Questo ambiente, certo entusiasmante, si trova però ad affrontare l’opposizione definita come “Controllo 2.0”: “…come delle relazioni oscure e inesplicabili con le aziende Internet e telefoniche che permettono ai governi autoritari di controllare e manipolare i cittadini.”
La Cina è qui analizzata come caso esemplare, con una descrizione dettagliata dei suoi raffinati sistemi di censura e i recenti sviluppi per mantenere un controllo autoritario, permettendo allo stesso tempo “…dei livelli elevati di vivaci e polemici dibattiti e riflessioni online, entro certi limiti.”
Dopo aver descritto simili (o peggiori) situazioni in Paesi come l’Iran, il Pakistan e la Siria, l’attenzione si sposta sulle democrazie occidentali, che sembrano purtroppo inclini a emulare i regimi autoritari, anche se in modo meno ovvio e insidioso. Ovvero, le aziende high-tech stanno stabilendo relazioni altrettanto opache e inspiegabili con le istituzioni governative, e non riescono a “…farsi carico della responsabilità che il loro potere ha sulla vita politica dei cittadini, e della loro mancanza di responsabilità nell’esercizio di tale potere.”
I numerosi esempi qui discussi includono WikiLeaks, le denunce sulla privacy su Facebook, il ‘Grande Fratello’ Apple, e la Neutralità della Rete. Ma anche l’attuale battaglia tra proprietà intellettuale e libertà di pensiero/condivisione (vedi l’iniziativa globale contro SOPA-PIPA, e la recente ‘censura selettiva‘ annunciata da Twitter). Vi sono trattate anche alcune questioni meno note, come la proposta del 2011 di creare un ‘cyberspazio comune europeo’ che permetterebbe di bloccare i “contenuti illeciti” alle frontiere dell’Europa.
Infine, l’ultimo capitolo del libro cerca di rispondere alla domanda “Cosa possiamo fare?”, proponendo lo sviluppo di una Internet netizen-centric. Questa parte esplora le proposte di alcuni governi e aziende, e di un numero crescente di cittadini impegnati a fronteggiare le minacce alla libertà nel cyberspazio attraverso nuove iniziative e movimenti innovativi.

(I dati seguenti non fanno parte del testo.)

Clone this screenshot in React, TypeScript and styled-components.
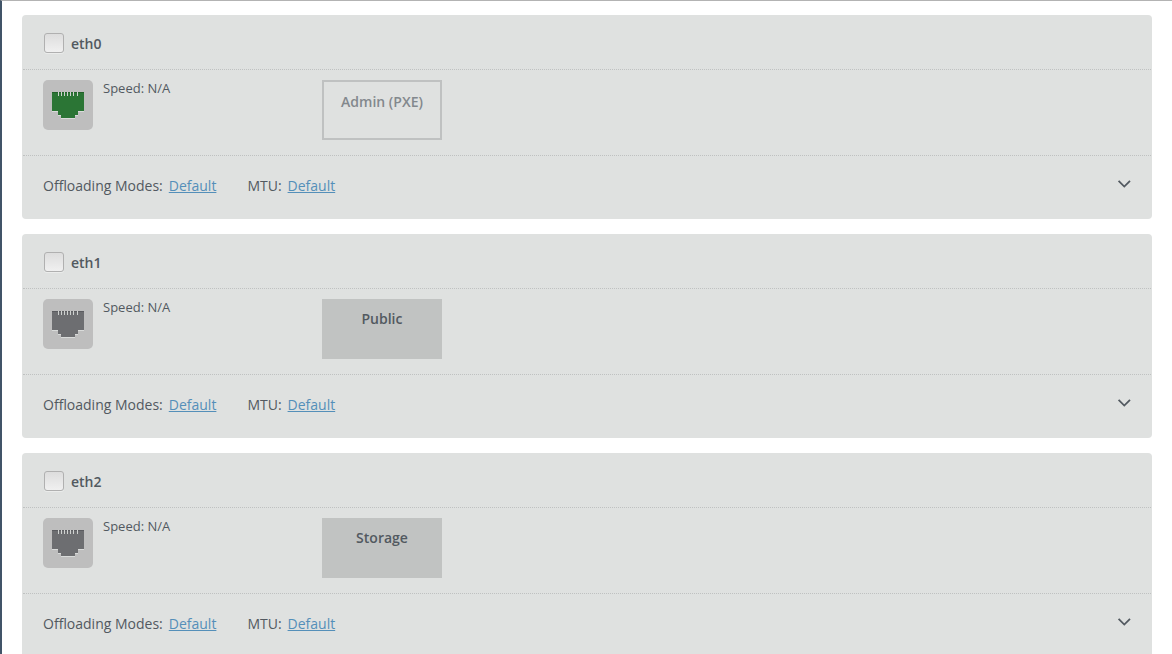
import React from 'react';
import styled, { createGlobalStyle } from 'styled-components';

const GlobalStyle = createGlobalStyle`
  * { box-sizing: border-box; }
  body {
    margin: 0;
    background: #ffffff;
    color: #525960;
    font-family: "Open Sans", "Liberation Sans", sans-serif;
    font-size: 14px;
    line-height: 20px;
  }
`;

const Page = styled.main`
  display: flex;
  flex-direction: column;
  gap: 15px;
  height: 100vh;
  overflow: hidden;
  padding: 14px 20px 0;
  border-top: 1px solid #b3b3b3;
  border-left: 2px solid #415468;
`;

const Card = styled.section`
  flex: none;
  padding: 0 1px;
  border-radius: 4px;
  background: #dfe1e0;
`;

const CardHeader = styled.header`
  display: flex;
  align-items: center;
  height: 55px;
  padding: 2px 20px 0;
  border-bottom: 1px dotted #bfc1c1;
`;

const NameLabel = styled.label`
  display: flex;
  align-items: center;
  gap: 7px;
  padding-left: 1px;
  font-weight: 600;
`;

const Name = styled.span`
  padding-top: 2px;
`;

const Checkbox = styled.input`
  appearance: none;
  width: 20px;
  height: 20px;
  margin: 0;
  border: 1px solid #b0b0b0;
  border-radius: 3px;
  background: linear-gradient(#dddddd, #f0f0f0);
  box-shadow: 0 1px 0 #ebeceb;
`;

const CardBody = styled.div`
  display: flex;
  align-items: flex-start;
  height: 86px;
  padding: 10px 20px;
  border-bottom: 1px dotted #bfc1c1;
`;

const PortBox = styled.div`
  display: flex;
  width: 50px;
  height: 50px;
  border-radius: 5px;
  background: #bebebe;
`;

const Speed = styled.div`
  width: 229px;
  padding-left: 10px;
  font-size: 13px;
  line-height: 16px;
`;

const Network = styled.div<{ $locked?: boolean }>`
  width: 120px;
  height: 60px;
  padding-top: 10px;
  border: ${p => (p.$locked ? '2px solid #bfc1c1' : '0')};
  background: ${p => (p.$locked ? 'transparent' : '#c1c3c2')};
  color: ${p => (p.$locked ? '#83888d' : '#525960')};
  font-weight: 600;
  text-align: center;
`;

const CardFooter = styled.footer`
  display: flex;
  align-items: center;
  height: 63px;
  padding: 0 20px 4px;
`;

const Property = styled.div`
  display: flex;
  gap: 6px;
  margin-right: 31px;
`;

const ValueLink = styled.a`
  color: #548fb9;
  text-decoration: underline;
`;

const ExpandButton = styled.button`
  display: flex;
  margin-left: auto;
  padding: 0 0 4px;
  border: 0;
  background: none;
  color: #525960;
`;

const PORT = 'M9 12h32v19h-6v4h-3v3h-14v-3h-3v-4h-6z';
const CONTACTS = [15, 18, 21, 24, 27, 30, 34];

function PortIcon({ up }: { up: boolean }) {
  const color = up ? '#2b7535' : '#6d6e71';
  const edge = up ? '#226029' : '#5b5c60';
  return (
    <svg width="50" height="50" viewBox="0 0 50 50" shapeRendering="crispEdges" aria-hidden="true">
      <path d={PORT} transform="translate(0 1)" fill="#d9dbda" />
      <path d={PORT} fill={color} />
      <path d="M9 12h32v1h-32z" fill={edge} />
      {CONTACTS.map(x => <rect key={x} x={x} y="12" width="1" height="4" fill="#cfd2d0" />)}
    </svg>
  );
}

type Interface = { name: string; network: string; up: boolean; locked: boolean };

const interfaces: Interface[] = [
  { name: 'eth0', network: 'Admin (PXE)', up: true, locked: true },
  { name: 'eth1', network: 'Public', up: false, locked: false },
  { name: 'eth2', network: 'Storage', up: false, locked: false },
];

function InterfaceCard({ name, network, up, locked }: Interface) {
  return (
    <Card>
      <CardHeader>
        <NameLabel>
          <Checkbox type="checkbox" />
          <Name>{name}</Name>
        </NameLabel>
      </CardHeader>
      <CardBody>
        <PortBox><PortIcon up={up} /></PortBox>
        <Speed>Speed: N/A</Speed>
        <Network $locked={locked}>{network}</Network>
      </CardBody>
      <CardFooter>
        <Property>Offloading Modes: <ValueLink href="#offloading">Default</ValueLink></Property>
        <Property>MTU: <ValueLink href="#mtu">Default</ValueLink></Property>
        <ExpandButton type="button" aria-label={`Expand ${name}`}>
          <svg width="14" height="10" viewBox="0 0 14 10" fill="none" stroke="currentColor" strokeWidth="1.8" aria-hidden="true">
            <path d="M1.6 1.9L7.3 7.6L13 1.9" />
          </svg>
        </ExpandButton>
      </CardFooter>
    </Card>
  );
}

export default function App() {
  return (
    <>
      <GlobalStyle />
      <Page>
        {interfaces.map(item => <InterfaceCard key={item.name} {...item} />)}
      </Page>
    </>
  );
}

Maggiore trasparenza, istituzione di procedure che portino le aziende a impegnarsi con gli utenti, con i clienti, e con tutti gli altri attori coinvolti e creazione di un ambiente informativo che sia sempre più nelle mani dei cittadini. Questi i vari suggerimenti forniti dal libro.
In fin dei conti, questa battaglia globale per la libertà di Internet si sta combattendo proprio ora, nei Paesi arabi, nell’Asia orientale, e anche nei Paesi europei. Si tratta di una lotta comune, e spetta a ciascuno di noi, in quanto netizen e cittadini del mondo, controllare lo stato delle cose, per assicurarci che Internet resti una potenza per la libertà di espressione e la liberazione politica, piuttosto che uno strumento di alienazione, censura e repressione.